**What you should do:** Restate each line of the listing exactly, without carrying over any pictures.

**Data:**
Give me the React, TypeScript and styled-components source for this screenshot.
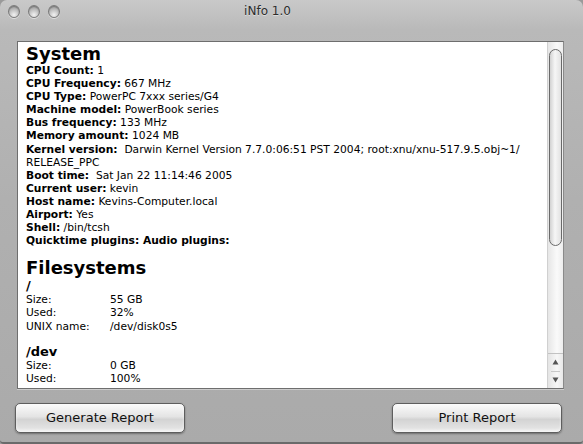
import React from 'react';
import styled, { createGlobalStyle } from 'styled-components';

const GlobalStyle = createGlobalStyle`
  html, body {
    margin: 0;
    padding: 0;
    background: #9a9a9a;
  }
  body {
    font-family: "DejaVu Sans", "Liberation Sans", sans-serif;
  }
`;

interface InfoRow {
  label: string;
  value: string;
  gap?: boolean;
}

const systemRows: InfoRow[] = [
  { label: 'CPU Count:', value: '1' },
  { label: 'CPU Frequency:', value: '667 MHz' },
  { label: 'CPU Type:', value: 'PowerPC 7xxx series/G4' },
  { label: 'Machine model:', value: 'PowerBook series' },
  { label: 'Bus frequency:', value: '133 MHz' },
  { label: 'Memory amount:', value: '1024 MB' },
];

const systemRowsAfter: InfoRow[] = [
  { label: 'Boot time:', value: 'Sat Jan 22 11:14:46 2005', gap: true },
  { label: 'Current user:', value: 'kevin' },
  { label: 'Host name:', value: 'Kevins-Computer.local' },
  { label: 'Airport:', value: 'Yes' },
  { label: 'Shell:', value: '/bin/tcsh' },
  { label: 'Quicktime plugins: Audio plugins:', value: '' },
];

interface Volume {
  mount: string;
  size: string;
  used: string;
  unix?: string;
}

const volumes: Volume[] = [
  { mount: '/', size: '55 GB', used: '32%', unix: '/dev/disk0s5' },
  { mount: '/dev', size: '0 GB', used: '100%' },
];

const App: React.FC = () => {
  return (
    <>
      <GlobalStyle />
      <Window>
        <TitleBar>
          <Lights>
            <Light />
            <Light />
            <Light />
          </Lights>
          <Title>iNfo 1.0</Title>
        </TitleBar>
        <Body>
          <TextView>
            <Scroller>
              <Heading>System</Heading>
              {systemRows.map((row) => (
                <Line key={row.label}>
                  <b>{row.label}</b> {row.value}
                </Line>
              ))}
              <Line>
                <b>Kernel version:</b>&nbsp; Darwin Kernel Version 7.7.0:06:51 PST 2004; root:xnu/xnu-517.9.5.obj~1/
                <br />
                RELEASE_PPC
              </Line>
              {systemRowsAfter.map((row) => (
                <Line key={row.label}>
                  <b>{row.label}</b>
                  {row.gap ? '\u00a0 ' : ' '}
                  {row.value}
                </Line>
              ))}
              <Heading $top={11}>Filesystems</Heading>
              {volumes.map((v, i) => (
                <VolumeBlock key={v.mount} $first={i === 0}>
                  <Mount>{v.mount}</Mount>
                  <Table>
                    <Cell>Size:</Cell>
                    <Cell>{v.size}</Cell>
                    <Cell>Used:</Cell>
                    <Cell>{v.used}</Cell>
                    {v.unix && (
                      <>
                        <Cell>UNIX name:</Cell>
                        <Cell>{v.unix}</Cell>
                      </>
                    )}
                  </Table>
                </VolumeBlock>
              ))}
            </Scroller>
            <ScrollBar>
              <Track>
                <Thumb />
              </Track>
              <Arrows>
                <Arrow>
                  <svg width="7" height="6" viewBox="0 0 7 6">
                    <path d="M3.5 0.5 L6.5 5.5 L0.5 5.5 Z" fill="#555" />
                  </svg>
                </Arrow>
                <ArrowDivider />
                <Arrow>
                  <svg width="7" height="6" viewBox="0 0 7 6">
                    <path d="M0.5 0.5 L6.5 0.5 L3.5 5.5 Z" fill="#555" />
                  </svg>
                </Arrow>
              </Arrows>
            </ScrollBar>
          </TextView>
          <ButtonRow>
            <AquaButton>Generate Report</AquaButton>
            <AquaButton>Print Report</AquaButton>
          </ButtonRow>
        </Body>
      </Window>
    </>
  );
};

const Window = styled.div`
  width: 583px;
  height: 444px;
  box-sizing: border-box;
  display: flex;
  flex-direction: column;
  background: linear-gradient(180deg, #c9c9c9 0px, #b9b9b9 30px, #b0b0b0 200px, #aaaaaa 444px);
  border-radius: 7px 7px 4px 4px;
  border-bottom: 2px solid #6a6a6a;
  overflow: hidden;
`;

const TitleBar = styled.div`
  height: 22px;
  display: flex;
  align-items: center;
  padding: 0 0 0 8px;
  flex-shrink: 0;
`;

const Lights = styled.div`
  display: flex;
  gap: 8px;
  width: 56px;
`;

const Light = styled.div`
  width: 12px;
  height: 13px;
  border-radius: 50%;
  box-sizing: border-box;
  border: 1px solid #7c7c7c;
  background: radial-gradient(circle at 50% 80%, #f2f2f2 0%, #c4c4c4 45%, #8f8f8f 100%);
  box-shadow: inset 0 1px 1px rgba(0, 0, 0, 0.25), 0 1px 0 rgba(255, 255, 255, 0.5);
`;

const Title = styled.div`
  flex: 1;
  text-align: center;
  padding-right: 112px;
  font-size: 12px;
  color: #2c2c2c;
  text-shadow: 0 1px 0 rgba(255, 255, 255, 0.45);
`;

const Body = styled.div`
  flex: 1;
  display: flex;
  flex-direction: column;
  padding: 19px 19px 0 17px;
`;

const TextView = styled.div`
  height: 346px;
  display: flex;
  background: #ffffff;
  border: 1px solid #6e6e6e;
  border-right-color: #8a8a8a;
  box-shadow: 0 1px 0 rgba(255, 255, 255, 0.4);
  overflow: hidden;
`;

const Scroller = styled.div`
  flex: 1;
  padding: 2px 0 0 8px;
  overflow: hidden;
  color: #000;
  font-size: 10.7px;
  line-height: 13.1px;
`;

const Heading = styled.div<{ $top?: number }>`
  font-size: 18px;
  font-weight: bold;
  line-height: 20px;
  margin-top: ${(p) => p.$top ?? 0}px;
`;

const Line = styled.div`
  white-space: nowrap;
  b {
    font-weight: bold;
  }
`;

const VolumeBlock = styled.div<{ $first: boolean }>`
  margin-top: ${(p) => (p.$first ? 0 : 11)}px;
`;

const Mount = styled.div`
  font-size: 13px;
  font-weight: bold;
  line-height: 15px;
`;

const Table = styled.div`
  display: grid;
  grid-template-columns: 84px auto;
`;

const Cell = styled.div`
  white-space: nowrap;
`;

const ScrollBar = styled.div`
  width: 15px;
  display: flex;
  flex-direction: column;
  background: linear-gradient(90deg, #e6e6e6, #fafafa 60%, #ededed);
  border-left: 1px solid #d0d0d0;
`;

const Track = styled.div`
  flex: 1;
  padding: 7px 0 0 0;
`;

const Thumb = styled.div`
  height: 197px;
  margin: 0 1px;
  box-sizing: border-box;
  border: 1px solid #6a6a6a;
  border-radius: 7px;
  background: linear-gradient(90deg, #d2d2d2, #f6f6f6 45%, #e2e2e2);
`;

const Arrows = styled.div`
  height: 34px;
  display: flex;
  flex-direction: column;
  border-top: 1px solid #c2c2c2;
  background: linear-gradient(90deg, #e4e4e4, #f7f7f7 60%, #e8e8e8);
`;

const Arrow = styled.div`
  flex: 1;
  display: flex;
  align-items: center;
  justify-content: center;
`;

const ArrowDivider = styled.div`
  height: 1px;
  margin: 0 3px;
  background: #c8c8c8;
`;

const ButtonRow = styled.div`
  display: flex;
  justify-content: space-between;
  margin: 14px 2px 0 -2px;
`;

const AquaButton = styled.button`
  width: 170px;
  height: 30px;
  box-sizing: border-box;
  border: 1px solid #5e5e5e;
  border-radius: 5px;
  background: linear-gradient(180deg, #fbfbfb 0%, #e4e4e4 45%, #d3d3d3 55%, #e9e9e9 100%);
  box-shadow: 0 1px 2px rgba(0, 0, 0, 0.35), inset 0 -2px 3px rgba(255, 255, 255, 0.6);
  font-family: "DejaVu Sans", "Liberation Sans", sans-serif;
  font-size: 13px;
  color: #111;
  padding: 0 0 1px 0;
`;

export default App;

**Response:**
Give me the React, TypeScript and styled-components source for this screenshot.
import React from 'react';
import styled, { createGlobalStyle } from 'styled-components';

const GlobalStyle = createGlobalStyle`
  html, body {
    margin: 0;
    padding: 0;
    background: #9a9a9a;
  }
  body {
    font-family: "DejaVu Sans", "Liberation Sans", sans-serif;
  }
`;

interface InfoRow {
  label: string;
  value: string;
  gap?: boolean;
}

const systemRows: InfoRow[] = [
  { label: 'CPU Count:', value: '1' },
  { label: 'CPU Frequency:', value: '667 MHz' },
  { label: 'CPU Type:', value: 'PowerPC 7xxx series/G4' },
  { label: 'Machine model:', value: 'PowerBook series' },
  { label: 'Bus frequency:', value: '133 MHz' },
  { label: 'Memory amount:', value: '1024 MB' },
];

const systemRowsAfter: InfoRow[] = [
  { label: 'Boot time:', value: 'Sat Jan 22 11:14:46 2005', gap: true },
  { label: 'Current user:', value: 'kevin' },
  { label: 'Host name:', value: 'Kevins-Computer.local' },
  { label: 'Airport:', value: 'Yes' },
  { label: 'Shell:', value: '/bin/tcsh' },
  { label: 'Quicktime plugins: Audio plugins:', value: '' },
];

interface Volume {
  mount: string;
  size: string;
  used: string;
  unix?: string;
}

const volumes: Volume[] = [
  { mount: '/', size: '55 GB', used: '32%', unix: '/dev/disk0s5' },
  { mount: '/dev', size: '0 GB', used: '100%' },
];

const App: React.FC = () => {
  return (
    <>
      <GlobalStyle />
      <Window>
        <TitleBar>
          <Lights>
            <Light />
            <Light />
            <Light />
          </Lights>
          <Title>iNfo 1.0</Title>
        </TitleBar>
        <Body>
          <TextView>
            <Scroller>
              <Heading>System</Heading>
              {systemRows.map((row) => (
                <Line key={row.label}>
                  <b>{row.label}</b> {row.value}
                </Line>
              ))}
              <Line>
                <b>Kernel version:</b>&nbsp; Darwin Kernel Version 7.7.0:06:51 PST 2004; root:xnu/xnu-517.9.5.obj~1/
                <br />
                RELEASE_PPC
              </Line>
              {systemRowsAfter.map((row) => (
                <Line key={row.label}>
                  <b>{row.label}</b>
                  {row.gap ? '\u00a0 ' : ' '}
                  {row.value}
                </Line>
              ))}
              <Heading $top={11}>Filesystems</Heading>
              {volumes.map((v, i) => (
                <VolumeBlock key={v.mount} $first={i === 0}>
                  <Mount>{v.mount}</Mount>
                  <Table>
                    <Cell>Size:</Cell>
                    <Cell>{v.size}</Cell>
                    <Cell>Used:</Cell>
                    <Cell>{v.used}</Cell>
                    {v.unix && (
                      <>
                        <Cell>UNIX name:</Cell>
                        <Cell>{v.unix}</Cell>
                      </>
                    )}
                  </Table>
                </VolumeBlock>
              ))}
            </Scroller>
            <ScrollBar>
              <Track>
                <Thumb />
              </Track>
              <Arrows>
                <Arrow>
                  <svg width="7" height="6" viewBox="0 0 7 6">
                    <path d="M3.5 0.5 L6.5 5.5 L0.5 5.5 Z" fill="#555" />
                  </svg>
                </Arrow>
                <ArrowDivider />
                <Arrow>
                  <svg width="7" height="6" viewBox="0 0 7 6">
                    <path d="M0.5 0.5 L6.5 0.5 L3.5 5.5 Z" fill="#555" />
                  </svg>
                </Arrow>
              </Arrows>
            </ScrollBar>
          </TextView>
          <ButtonRow>
            <AquaButton>Generate Report</AquaButton>
            <AquaButton>Print Report</AquaButton>
          </ButtonRow>
        </Body>
      </Window>
    </>
  );
};

const Window = styled.div`
  width: 583px;
  height: 444px;
  box-sizing: border-box;
  display: flex;
  flex-direction: column;
  background: linear-gradient(180deg, #c9c9c9 0px, #b9b9b9 30px, #b0b0b0 200px, #aaaaaa 444px);
  border-radius: 7px 7px 4px 4px;
  border-bottom: 2px solid #6a6a6a;
  overflow: hidden;
`;

const TitleBar = styled.div`
  height: 22px;
  display: flex;
  align-items: center;
  padding: 0 0 0 8px;
  flex-shrink: 0;
`;

const Lights = styled.div`
  display: flex;
  gap: 8px;
  width: 56px;
`;

const Light = styled.div`
  width: 12px;
  height: 13px;
  border-radius: 50%;
  box-sizing: border-box;
  border: 1px solid #7c7c7c;
  background: radial-gradient(circle at 50% 80%, #f2f2f2 0%, #c4c4c4 45%, #8f8f8f 100%);
  box-shadow: inset 0 1px 1px rgba(0, 0, 0, 0.25), 0 1px 0 rgba(255, 255, 255, 0.5);
`;

const Title = styled.div`
  flex: 1;
  text-align: center;
  padding-right: 112px;
  font-size: 12px;
  color: #2c2c2c;
  text-shadow: 0 1px 0 rgba(255, 255, 255, 0.45);
`;

const Body = styled.div`
  flex: 1;
  display: flex;
  flex-direction: column;
  padding: 19px 19px 0 17px;
`;

const TextView = styled.div`
  height: 346px;
  display: flex;
  background: #ffffff;
  border: 1px solid #6e6e6e;
  border-right-color: #8a8a8a;
  box-shadow: 0 1px 0 rgba(255, 255, 255, 0.4);
  overflow: hidden;
`;

const Scroller = styled.div`
  flex: 1;
  padding: 2px 0 0 8px;
  overflow: hidden;
  color: #000;
  font-size: 10.7px;
  line-height: 13.1px;
`;

const Heading = styled.div<{ $top?: number }>`
  font-size: 18px;
  font-weight: bold;
  line-height: 20px;
  margin-top: ${(p) => p.$top ?? 0}px;
`;

const Line = styled.div`
  white-space: nowrap;
  b {
    font-weight: bold;
  }
`;

const VolumeBlock = styled.div<{ $first: boolean }>`
  margin-top: ${(p) => (p.$first ? 0 : 11)}px;
`;

const Mount = styled.div`
  font-size: 13px;
  font-weight: bold;
  line-height: 15px;
`;

const Table = styled.div`
  display: grid;
  grid-template-columns: 84px auto;
`;

const Cell = styled.div`
  white-space: nowrap;
`;

const ScrollBar = styled.div`
  width: 15px;
  display: flex;
  flex-direction: column;
  background: linear-gradient(90deg, #e6e6e6, #fafafa 60%, #ededed);
  border-left: 1px solid #d0d0d0;
`;

const Track = styled.div`
  flex: 1;
  padding: 7px 0 0 0;
`;

const Thumb = styled.div`
  height: 197px;
  margin: 0 1px;
  box-sizing: border-box;
  border: 1px solid #6a6a6a;
  border-radius: 7px;
  background: linear-gradient(90deg, #d2d2d2, #f6f6f6 45%, #e2e2e2);
`;

const Arrows = styled.div`
  height: 34px;
  display: flex;
  flex-direction: column;
  border-top: 1px solid #c2c2c2;
  background: linear-gradient(90deg, #e4e4e4, #f7f7f7 60%, #e8e8e8);
`;

const Arrow = styled.div`
  flex: 1;
  display: flex;
  align-items: center;
  justify-content: center;
`;

const ArrowDivider = styled.div`
  height: 1px;
  margin: 0 3px;
  background: #c8c8c8;
`;

const ButtonRow = styled.div`
  display: flex;
  justify-content: space-between;
  margin: 14px 2px 0 -2px;
`;

const AquaButton = styled.button`
  width: 170px;
  height: 30px;
  box-sizing: border-box;
  border: 1px solid #5e5e5e;
  border-radius: 5px;
  background: linear-gradient(180deg, #fbfbfb 0%, #e4e4e4 45%, #d3d3d3 55%, #e9e9e9 100%);
  box-shadow: 0 1px 2px rgba(0, 0, 0, 0.35), inset 0 -2px 3px rgba(255, 255, 255, 0.6);
  font-family: "DejaVu Sans", "Liberation Sans", sans-serif;
  font-size: 13px;
  color: #111;
  padding: 0 0 1px 0;
`;

export default App;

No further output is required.